Return the data exactly, with all pictures removed.
[Start of DATA SEGMENT]
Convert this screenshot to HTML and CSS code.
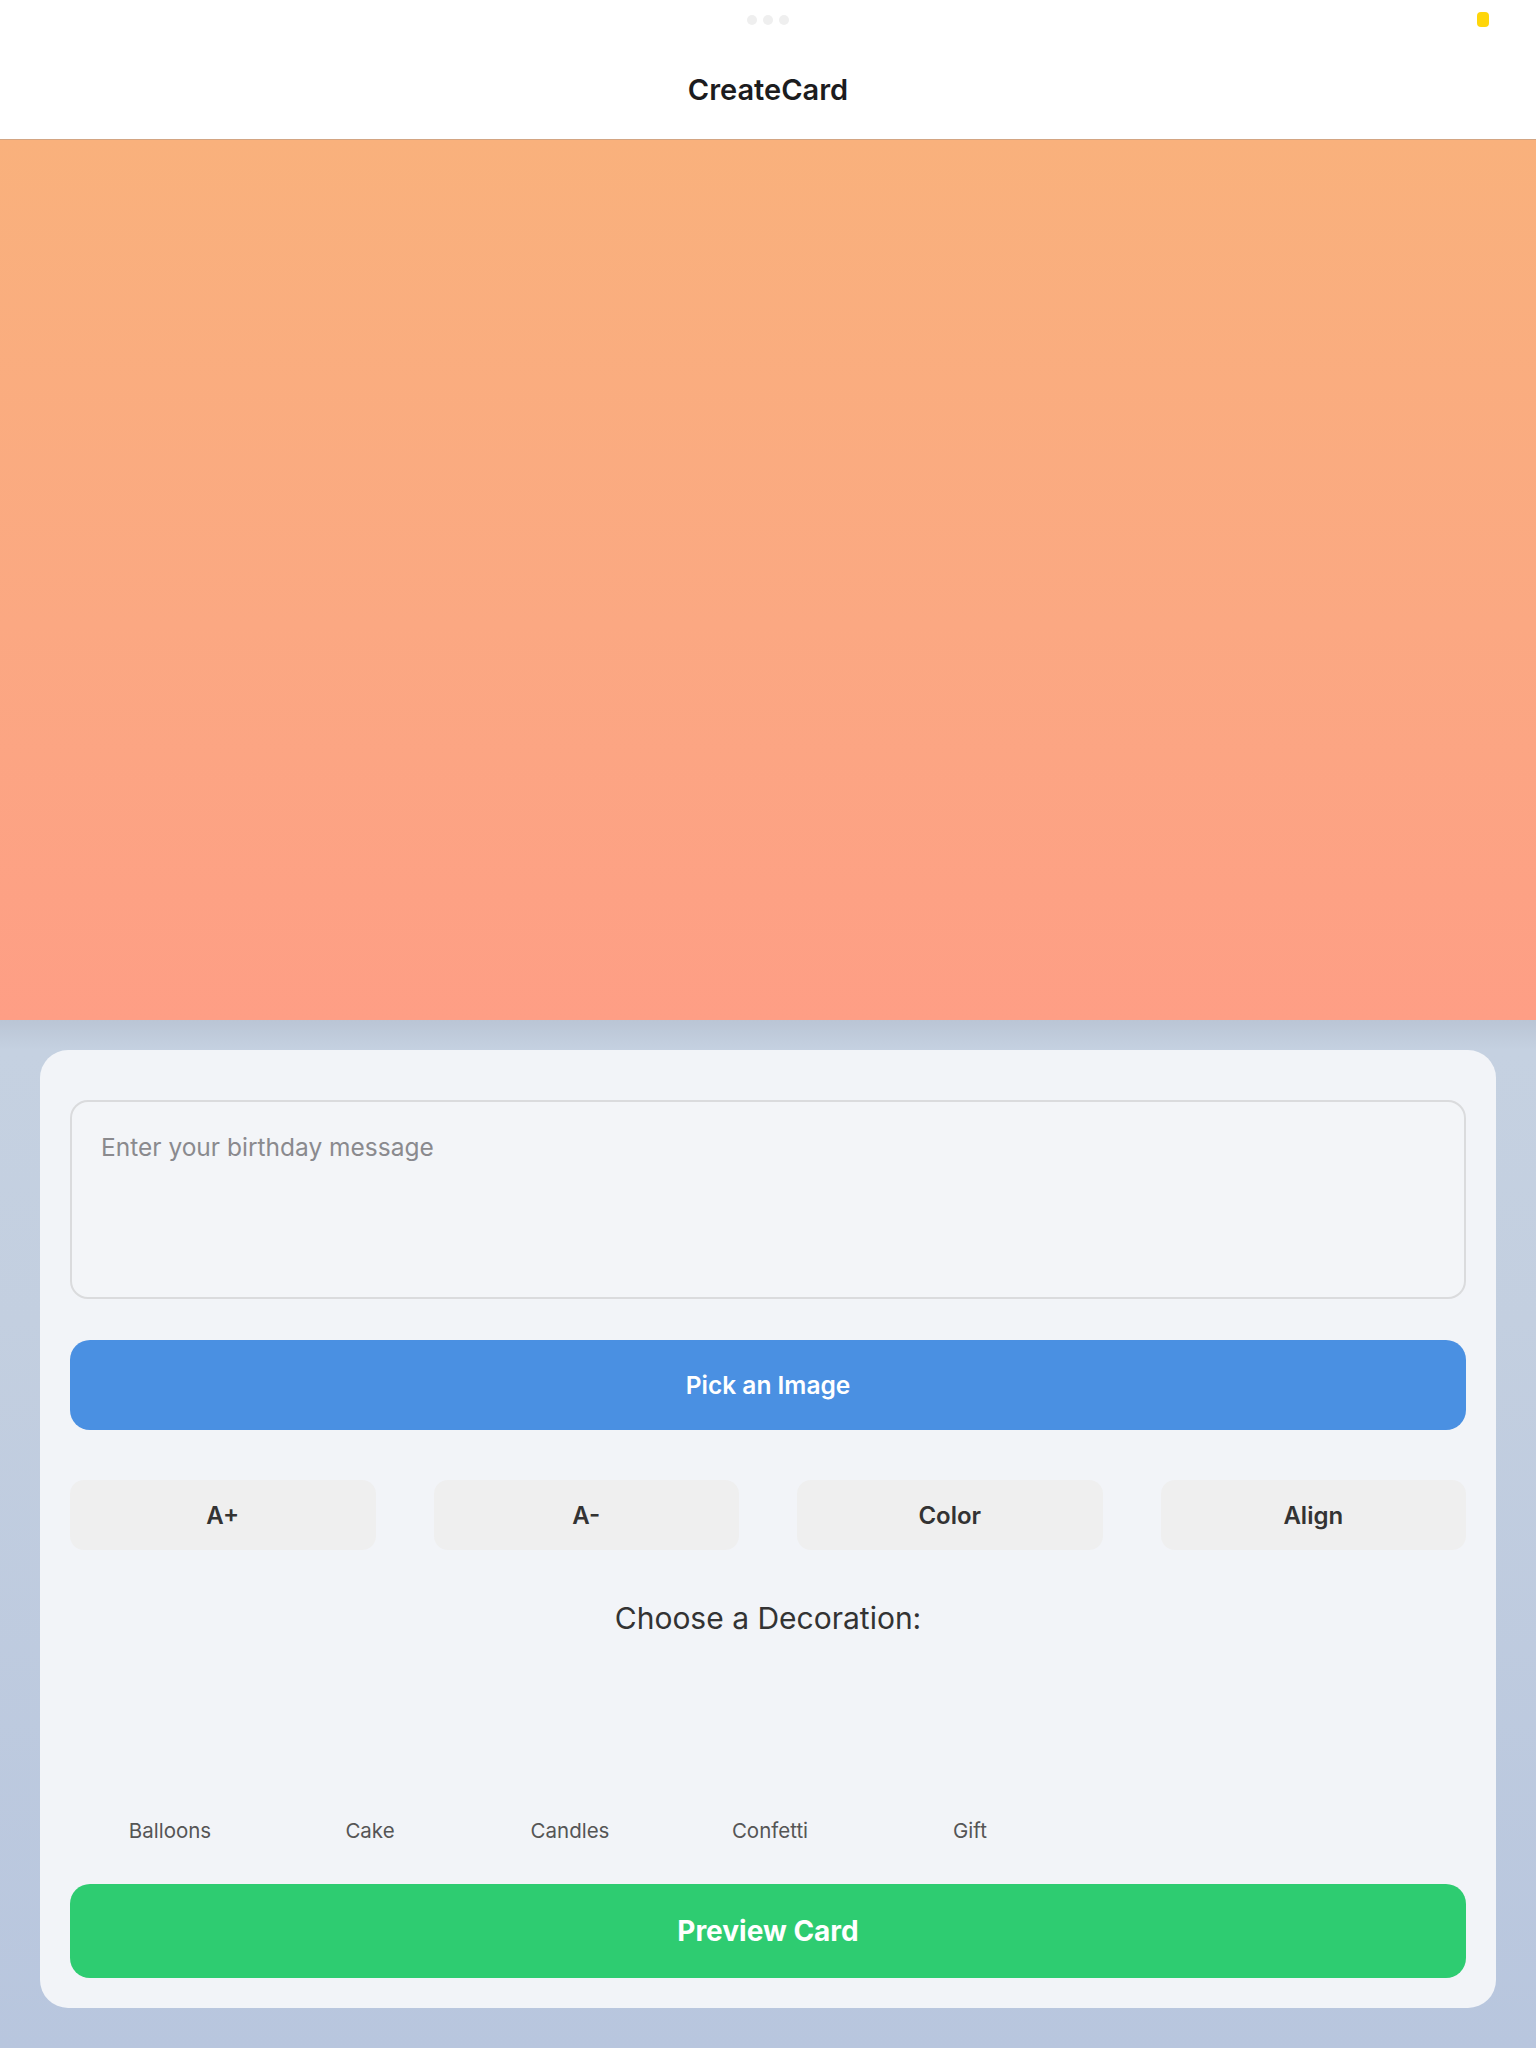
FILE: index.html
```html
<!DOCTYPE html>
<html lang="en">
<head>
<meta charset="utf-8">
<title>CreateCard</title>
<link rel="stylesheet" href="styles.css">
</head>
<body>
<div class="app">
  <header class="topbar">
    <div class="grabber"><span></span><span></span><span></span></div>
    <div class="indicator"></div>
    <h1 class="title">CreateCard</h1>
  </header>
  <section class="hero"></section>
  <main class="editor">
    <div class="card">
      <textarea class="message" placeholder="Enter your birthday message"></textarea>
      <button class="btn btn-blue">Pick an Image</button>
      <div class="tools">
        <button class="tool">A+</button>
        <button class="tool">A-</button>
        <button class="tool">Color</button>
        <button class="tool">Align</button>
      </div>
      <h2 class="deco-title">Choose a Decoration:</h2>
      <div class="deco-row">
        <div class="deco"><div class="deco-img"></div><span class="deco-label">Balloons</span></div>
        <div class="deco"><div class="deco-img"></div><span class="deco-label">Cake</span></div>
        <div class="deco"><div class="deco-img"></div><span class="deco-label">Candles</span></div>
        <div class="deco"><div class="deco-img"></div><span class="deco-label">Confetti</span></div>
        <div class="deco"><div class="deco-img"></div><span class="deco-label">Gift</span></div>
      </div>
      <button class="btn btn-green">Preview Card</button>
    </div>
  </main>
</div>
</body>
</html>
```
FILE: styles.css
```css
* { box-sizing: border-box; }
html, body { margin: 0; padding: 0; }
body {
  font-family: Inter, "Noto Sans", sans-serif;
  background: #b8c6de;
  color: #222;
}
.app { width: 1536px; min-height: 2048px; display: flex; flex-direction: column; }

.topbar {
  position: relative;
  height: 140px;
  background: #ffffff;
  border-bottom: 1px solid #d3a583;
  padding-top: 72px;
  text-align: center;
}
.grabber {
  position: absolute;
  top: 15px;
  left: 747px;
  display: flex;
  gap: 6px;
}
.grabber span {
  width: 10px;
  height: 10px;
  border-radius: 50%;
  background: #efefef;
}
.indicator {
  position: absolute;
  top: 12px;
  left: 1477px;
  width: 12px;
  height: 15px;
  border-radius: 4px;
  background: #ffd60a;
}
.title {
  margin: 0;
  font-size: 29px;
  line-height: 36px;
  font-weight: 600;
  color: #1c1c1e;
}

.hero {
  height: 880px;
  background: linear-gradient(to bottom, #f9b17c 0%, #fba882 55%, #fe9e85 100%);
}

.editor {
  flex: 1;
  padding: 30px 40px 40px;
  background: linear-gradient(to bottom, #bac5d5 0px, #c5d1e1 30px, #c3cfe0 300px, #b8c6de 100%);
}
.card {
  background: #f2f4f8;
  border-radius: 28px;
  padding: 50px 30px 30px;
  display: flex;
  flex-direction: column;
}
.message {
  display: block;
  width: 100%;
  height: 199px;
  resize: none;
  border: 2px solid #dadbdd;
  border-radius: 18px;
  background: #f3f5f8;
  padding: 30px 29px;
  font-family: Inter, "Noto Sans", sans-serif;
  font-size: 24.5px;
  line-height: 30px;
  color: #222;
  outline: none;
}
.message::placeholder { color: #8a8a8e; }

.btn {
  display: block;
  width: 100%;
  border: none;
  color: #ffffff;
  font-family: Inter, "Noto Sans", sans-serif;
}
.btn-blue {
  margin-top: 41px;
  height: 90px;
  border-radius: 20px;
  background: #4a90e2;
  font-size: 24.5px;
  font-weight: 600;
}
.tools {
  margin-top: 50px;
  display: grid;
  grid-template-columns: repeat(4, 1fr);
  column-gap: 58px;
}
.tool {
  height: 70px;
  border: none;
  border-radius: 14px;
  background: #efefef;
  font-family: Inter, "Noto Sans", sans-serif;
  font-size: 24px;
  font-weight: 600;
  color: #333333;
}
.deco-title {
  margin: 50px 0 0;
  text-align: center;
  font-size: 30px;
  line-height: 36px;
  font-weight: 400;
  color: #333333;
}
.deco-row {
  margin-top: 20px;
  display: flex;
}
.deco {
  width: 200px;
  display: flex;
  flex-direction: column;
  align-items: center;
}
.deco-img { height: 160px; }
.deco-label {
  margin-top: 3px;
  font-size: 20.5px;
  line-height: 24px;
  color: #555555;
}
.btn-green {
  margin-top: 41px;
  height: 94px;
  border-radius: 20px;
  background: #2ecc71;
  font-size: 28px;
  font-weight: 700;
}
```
[End of DATA SEGMENT]
• SOLUTION
Convert this screenshot to HTML and CSS code.
FILE: index.html
```html
<!DOCTYPE html>
<html lang="en">
<head>
<meta charset="utf-8">
<title>CreateCard</title>
<link rel="stylesheet" href="styles.css">
</head>
<body>
<div class="app">
  <header class="topbar">
    <div class="grabber"><span></span><span></span><span></span></div>
    <div class="indicator"></div>
    <h1 class="title">CreateCard</h1>
  </header>
  <section class="hero"></section>
  <main class="editor">
    <div class="card">
      <textarea class="message" placeholder="Enter your birthday message"></textarea>
      <button class="btn btn-blue">Pick an Image</button>
      <div class="tools">
        <button class="tool">A+</button>
        <button class="tool">A-</button>
        <button class="tool">Color</button>
        <button class="tool">Align</button>
      </div>
      <h2 class="deco-title">Choose a Decoration:</h2>
      <div class="deco-row">
        <div class="deco"><div class="deco-img"></div><span class="deco-label">Balloons</span></div>
        <div class="deco"><div class="deco-img"></div><span class="deco-label">Cake</span></div>
        <div class="deco"><div class="deco-img"></div><span class="deco-label">Candles</span></div>
        <div class="deco"><div class="deco-img"></div><span class="deco-label">Confetti</span></div>
        <div class="deco"><div class="deco-img"></div><span class="deco-label">Gift</span></div>
      </div>
      <button class="btn btn-green">Preview Card</button>
    </div>
  </main>
</div>
</body>
</html>
```
FILE: styles.css
```css
* { box-sizing: border-box; }
html, body { margin: 0; padding: 0; }
body {
  font-family: Inter, "Noto Sans", sans-serif;
  background: #b8c6de;
  color: #222;
}
.app { width: 1536px; min-height: 2048px; display: flex; flex-direction: column; }

.topbar {
  position: relative;
  height: 140px;
  background: #ffffff;
  border-bottom: 1px solid #d3a583;
  padding-top: 72px;
  text-align: center;
}
.grabber {
  position: absolute;
  top: 15px;
  left: 747px;
  display: flex;
  gap: 6px;
}
.grabber span {
  width: 10px;
  height: 10px;
  border-radius: 50%;
  background: #efefef;
}
.indicator {
  position: absolute;
  top: 12px;
  left: 1477px;
  width: 12px;
  height: 15px;
  border-radius: 4px;
  background: #ffd60a;
}
.title {
  margin: 0;
  font-size: 29px;
  line-height: 36px;
  font-weight: 600;
  color: #1c1c1e;
}

.hero {
  height: 880px;
  background: linear-gradient(to bottom, #f9b17c 0%, #fba882 55%, #fe9e85 100%);
}

.editor {
  flex: 1;
  padding: 30px 40px 40px;
  background: linear-gradient(to bottom, #bac5d5 0px, #c5d1e1 30px, #c3cfe0 300px, #b8c6de 100%);
}
.card {
  background: #f2f4f8;
  border-radius: 28px;
  padding: 50px 30px 30px;
  display: flex;
  flex-direction: column;
}
.message {
  display: block;
  width: 100%;
  height: 199px;
  resize: none;
  border: 2px solid #dadbdd;
  border-radius: 18px;
  background: #f3f5f8;
  padding: 30px 29px;
  font-family: Inter, "Noto Sans", sans-serif;
  font-size: 24.5px;
  line-height: 30px;
  color: #222;
  outline: none;
}
.message::placeholder { color: #8a8a8e; }

.btn {
  display: block;
  width: 100%;
  border: none;
  color: #ffffff;
  font-family: Inter, "Noto Sans", sans-serif;
}
.btn-blue {
  margin-top: 41px;
  height: 90px;
  border-radius: 20px;
  background: #4a90e2;
  font-size: 24.5px;
  font-weight: 600;
}
.tools {
  margin-top: 50px;
  display: grid;
  grid-template-columns: repeat(4, 1fr);
  column-gap: 58px;
}
.tool {
  height: 70px;
  border: none;
  border-radius: 14px;
  background: #efefef;
  font-family: Inter, "Noto Sans", sans-serif;
  font-size: 24px;
  font-weight: 600;
  color: #333333;
}
.deco-title {
  margin: 50px 0 0;
  text-align: center;
  font-size: 30px;
  line-height: 36px;
  font-weight: 400;
  color: #333333;
}
.deco-row {
  margin-top: 20px;
  display: flex;
}
.deco {
  width: 200px;
  display: flex;
  flex-direction: column;
  align-items: center;
}
.deco-img { height: 160px; }
.deco-label {
  margin-top: 3px;
  font-size: 20.5px;
  line-height: 24px;
  color: #555555;
}
.btn-green {
  margin-top: 41px;
  height: 94px;
  border-radius: 20px;
  background: #2ecc71;
  font-size: 28px;
  font-weight: 700;
}
```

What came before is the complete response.